Plant things that are small and let them grow bigger rather than trying to dig out a 14-inch cube of soil and roots from under the hedge. You'll do less damage to the hedge's own roots in the process that way.
Once they're in, your new plants will, as you guessed, need some help competing with the hedge. Where I put in a seedling tree to fill a gap in the privet hedge here, I gave it an advantage by making a big hole in the hedge's roots on purpose so it wouldn't have to compete for a while. It's doing alright. In your case, I'd suggest feeding and watering the new plants often and in small amounts to give them a boost. That got a hydrangea going right next to a sycamore. It's got ambitions to climb the thing now.

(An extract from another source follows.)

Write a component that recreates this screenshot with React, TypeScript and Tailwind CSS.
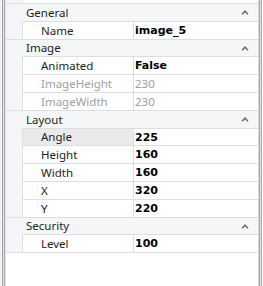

As for what will grow there, either something low and colourful to brighten it up or a climber that can scramble up through the hedge and cover the face of it in flowers.
My usual approach to the question is a website with lots of filter options to reduce their thousands of plants to a few suitable ones. For "sunlit, south-facing, bottom of a hedge, climbers," their options are Virginia creeper, ivy and a clematis that only grows 50cm high. Failed.
More luck with "shrubs": 52 results. Up to you which you like. I'm always inclined to add "low maintenance" to that, and in your case the 19 drought-tolerant and non-poisonous ones might be a better shortlist. Heh. VERY short list. Bunch o' Vinca, bunch o' Berberis. Berberis are thorny monsters that make pyracantha look cuddly, so you probably don't want them. That leaves a lot of little Vinca.
Another search: neither climber nor shrub but rose! I don't have any of those, but if they're anything like mine, they'll be all over that hedge in a few years and smell fantastic in summer. Pink and white options there. Maybe atropurpurea goes with veilchenblau and Gertrude Jekyll goes well with Wedding Day or Albéric Barbier, or maybe you prefer contrasting colours.
5m, 7m and 8m heights on those white roses. Not in the first few years, probably, but ... yeah, be aware they'll get all the way up that hedge and pruning and training them will require ladder access.